Sachez d’ailleurs que nous ne retirons jamais de temps de parole. C’est une pratique qui n’existe pas dans cette enceinte.
Cela étant, monsieur Tabarot, j’enregistre vos remarques, que je trouve assez…
M. Rachid Temal. Déplacées !
Mme la présidente. … iconoclastes, incongrues et partisanes. Jusqu’à présent, personne n’avait jamais mis en cause ni ma présidence ni celle de mes collègues vice-présidents. (Mme Esther Benbassa applaudit.)
M. Philippe Tabarot. C’est donc chose faite !
M. Patrick Kanner. Je tiens à réagir aux propos insultants que notre collègue Philippe Tabarot a tenus, non pas à votre égard, madame la présidente, mais à l’égard de l’institution du Sénat.

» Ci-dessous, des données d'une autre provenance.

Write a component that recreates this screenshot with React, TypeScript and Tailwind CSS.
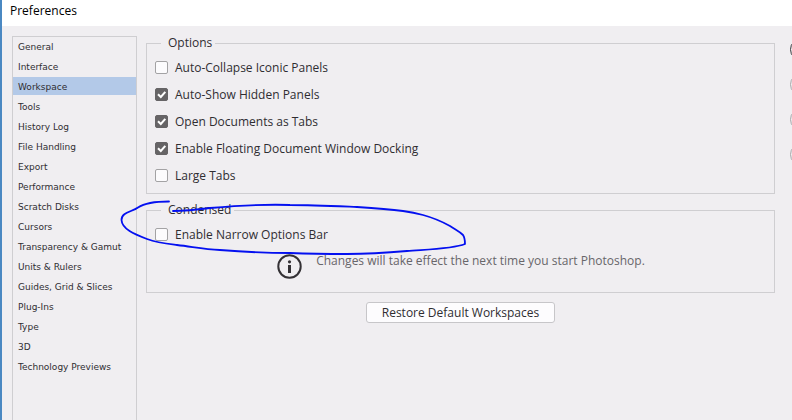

Je rappellerai également à nos collègues de la majorité sénatoriale, qui sont aujourd’hui en minorité, qu’ils usent et abusent de la procédure de scrutin public, ce qui pose un problème par rapport à la limitation dans le temps de la niche du groupe Socialiste, Écologiste et Républicain. J’invite donc M. Tabarot à être beaucoup plus humble dans ses remarques. (Applaudissements sur les travées des groupes SER et CRCE.)
Mme la présidente. Acte vous est donné de votre rappel au règlement, mon cher collègue.
Article 2 (suite)
Mme la présidente. La parole est à M. Guy Benarroche, pour explication de vote sur l’article.

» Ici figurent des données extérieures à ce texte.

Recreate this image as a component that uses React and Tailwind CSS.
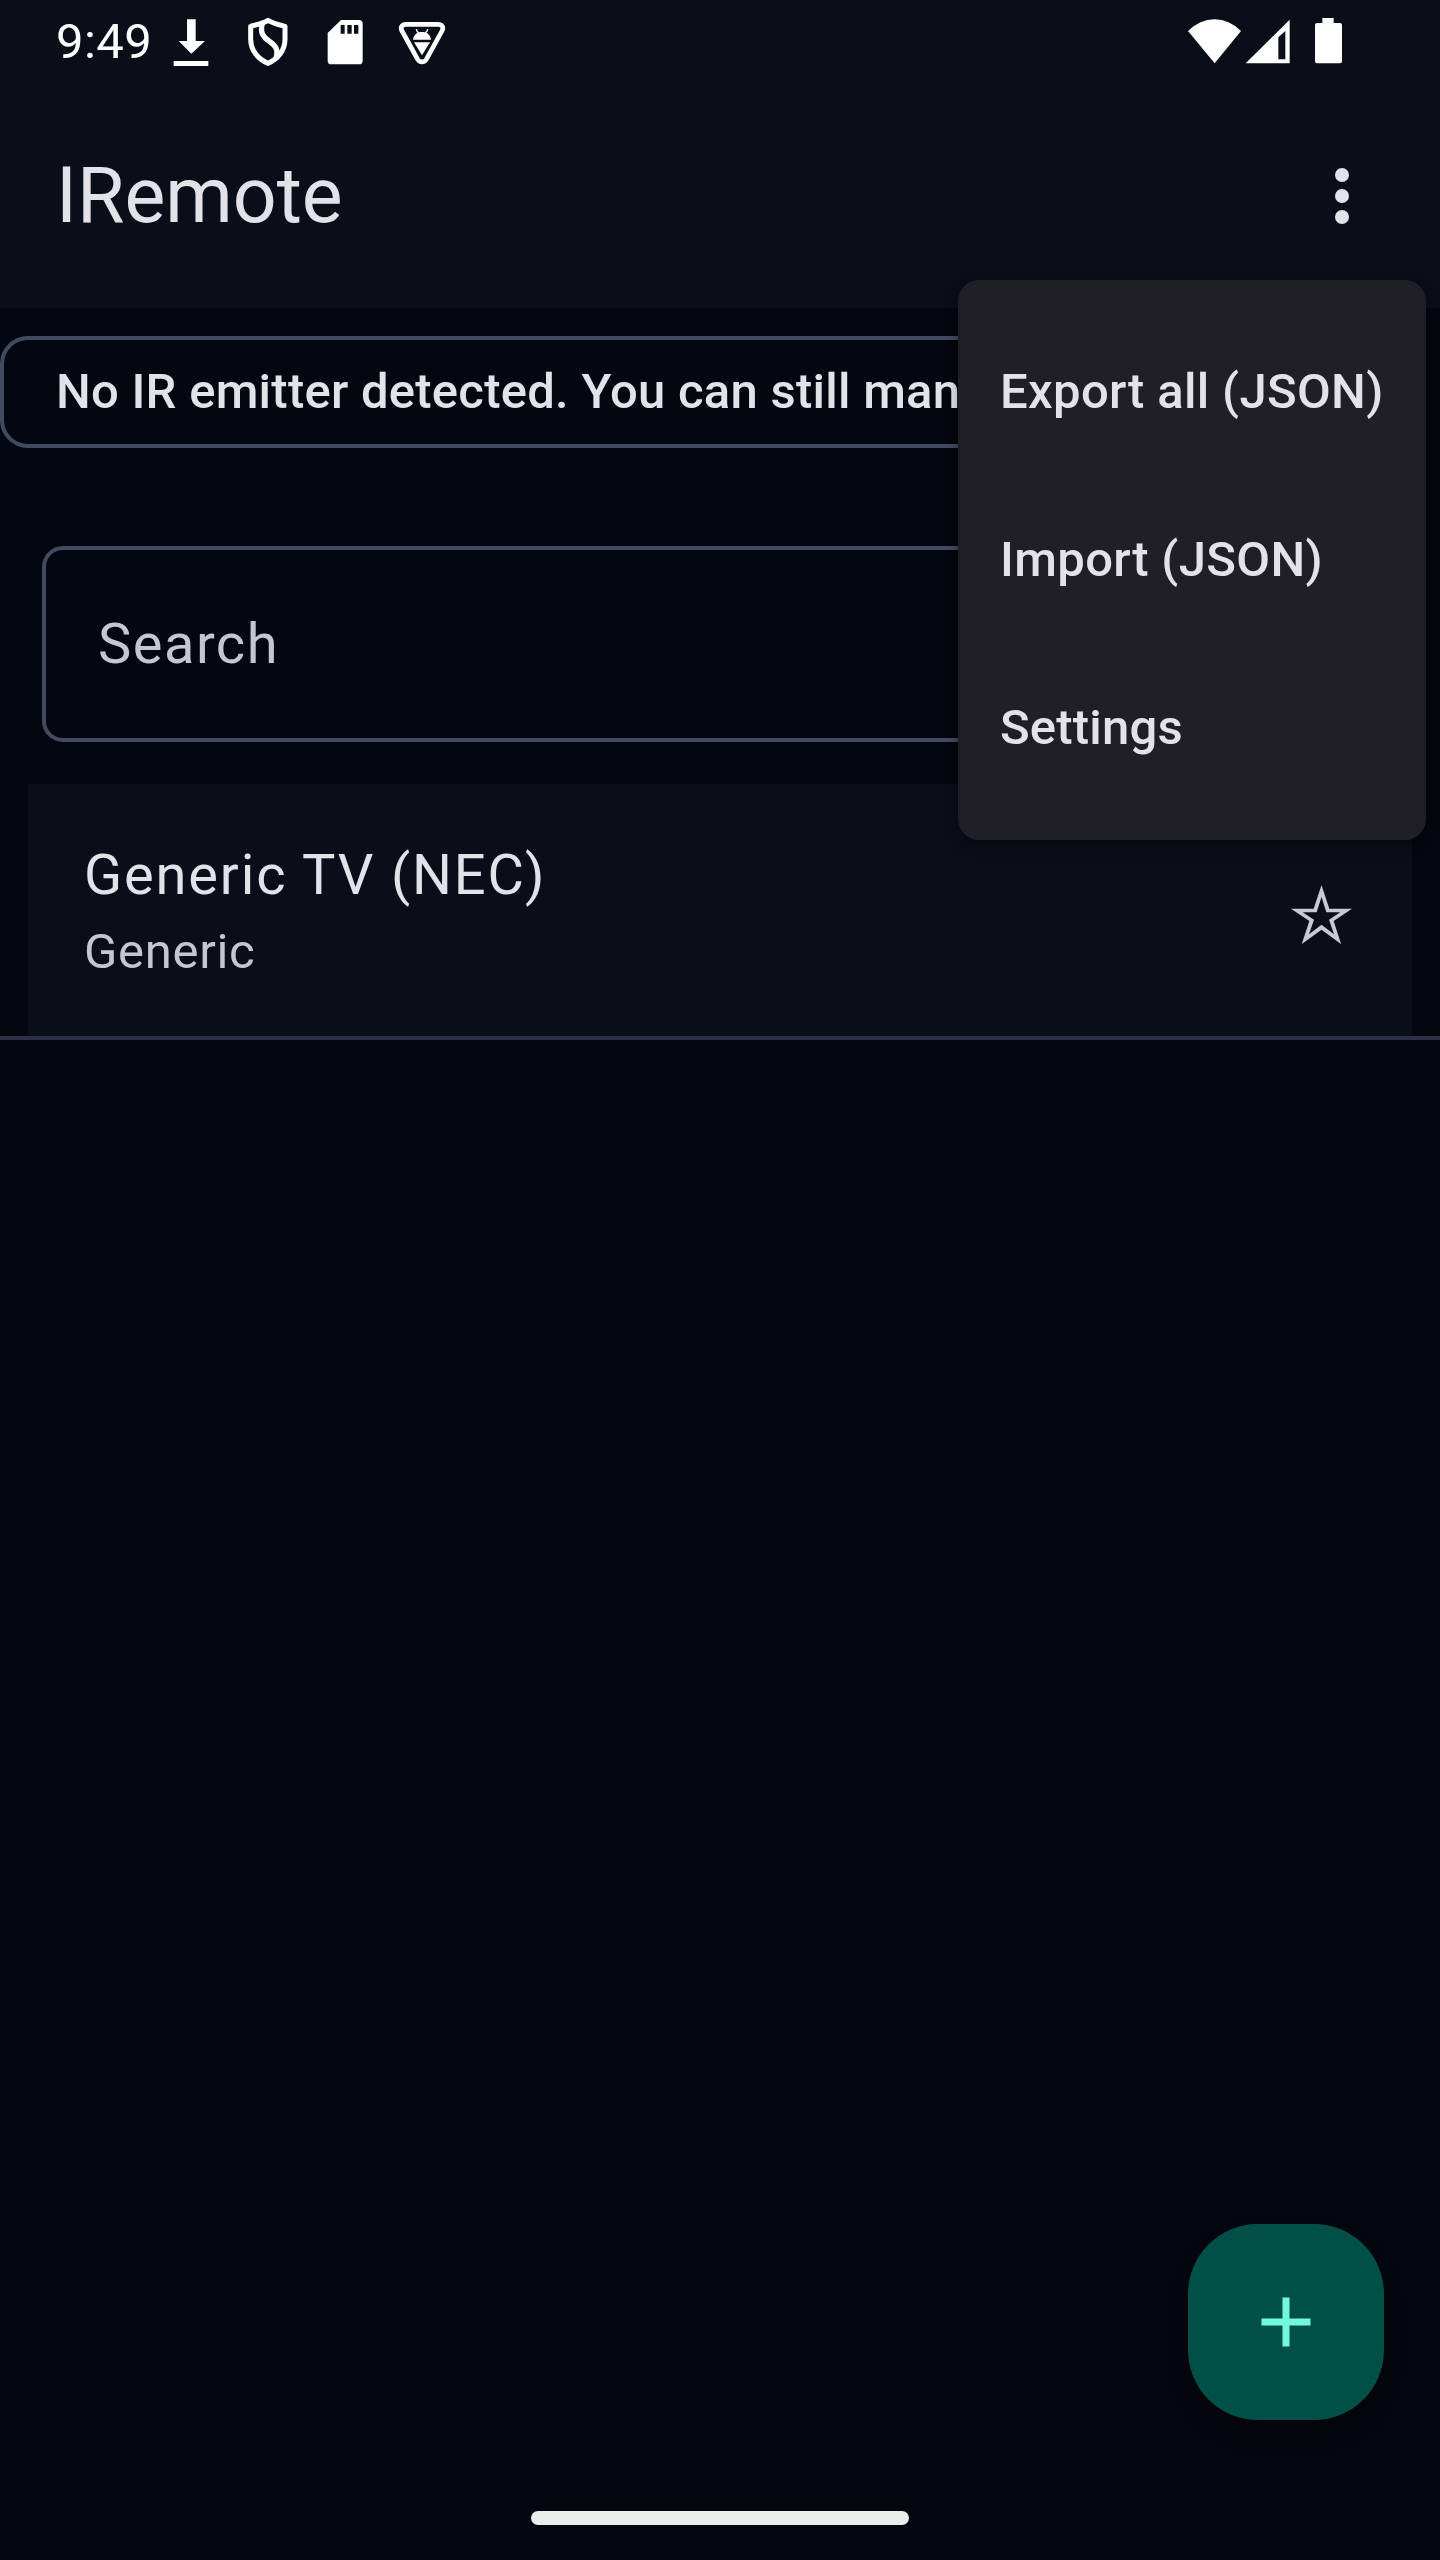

M. Guy Benarroche. Le 17 octobre 1961 est effectivement une date politique. C’est un événement qui s’est produit, et ce – vous avez tout à fait raison, mes chers collègues de la majorité sénatoriale – dans un contexte donné, celui de la guerre d’Algérie.
Mais vous devez admettre que cet événement a tout de même une particularité : ce jour-là, le préfet nommé par l’État français, avec le concours de l’administration de l’État français, dans des lieux de l’État français, a décidé d’une répression avant, pendant et après la manifestation, répression sanglante ayant entraîné des dizaines de morts et des centaines de blessés. Tel est l’événement auquel, aujourd’hui, nous nous attachons.
Il ne s’agit pas de faire un concours entre différentes mémoires sur d’autres événements tragiques, que vous avez rappelées et que je partage.
Il ne s’agit pas non plus de faire un concours avec le gouvernement algérien pour savoir si c’est lui qui doit faire le premier pas, ou notre propre gouvernement. La grandeur de la France n’a jamais été de se comparer à d’autres, notamment à des pays dont le niveau démocratique n’est, aujourd’hui encore, pas le même que le nôtre. Il faut le dire et je le dis ; pour autant, les arguments que vous utilisez ne me semblent pas satisfaisants au regard de la proposition de loi qui nous est présentée.
Pour ces raisons, nous soutiendrons ce texte. Pour ces mêmes raisons, j’incite à mon tour la secrétaire d’État à faire en sorte que tous les historiens et tous les Français puissent disposer d’un accès libre à la totalité des archives concernant ces années de guerre. (Applaudissements sur les travées du groupe GEST. – Mme Esther Benbassa et M. Rachid Temal applaudissent également.)
Mme la présidente. Je mets aux voix l’article 2.
J’ai été saisie d’une demande de scrutin public émanant du groupe Les Républicains.
M. Philippe Tabarot. C’est avec plaisir que nous avons fait cette demande !
Mme la présidente. Il va être procédé au scrutin dans les conditions fixées par l’article 56 du règlement.
Le scrutin est ouvert.
(Le scrutin a lieu.)
Mme la présidente. Personne ne demande plus à voter ?…
Le scrutin est clos.
J’invite Mmes et MM. les secrétaires à constater le résultat du scrutin.
(Mmes et MM. les secrétaires constatent le résultat du scrutin.)
Mme la présidente. Voici, compte tenu de l’ensemble des délégations de vote accordées par les sénateurs aux groupes politiques et notifiées à la présidence, le résultat du scrutin n° 64 :
Nombre de votants | 344 |
Nombre de suffrages exprimés | 310 |
Pour l’adoption | 96 |
Contre | 214 |
Le Sénat n’a pas adopté.
Les articles de la proposition de loi ayant été successivement rejetés par le Sénat, je constate qu’un vote sur l’ensemble n’est pas nécessaire.
En conséquence, la proposition de loi relative à la commémoration de la répression d’Algériens le 17 octobre 1961 et les jours suivants à Paris n’est pas adoptée.
Mes chers collègues, nous allons interrompre nos travaux pour quelques instants.
La séance est suspendue.
(La séance, suspendue à dix-huit heures vingt-cinq, est reprise à dix-huit heures trente.)
Mme la présidente. La séance est reprise.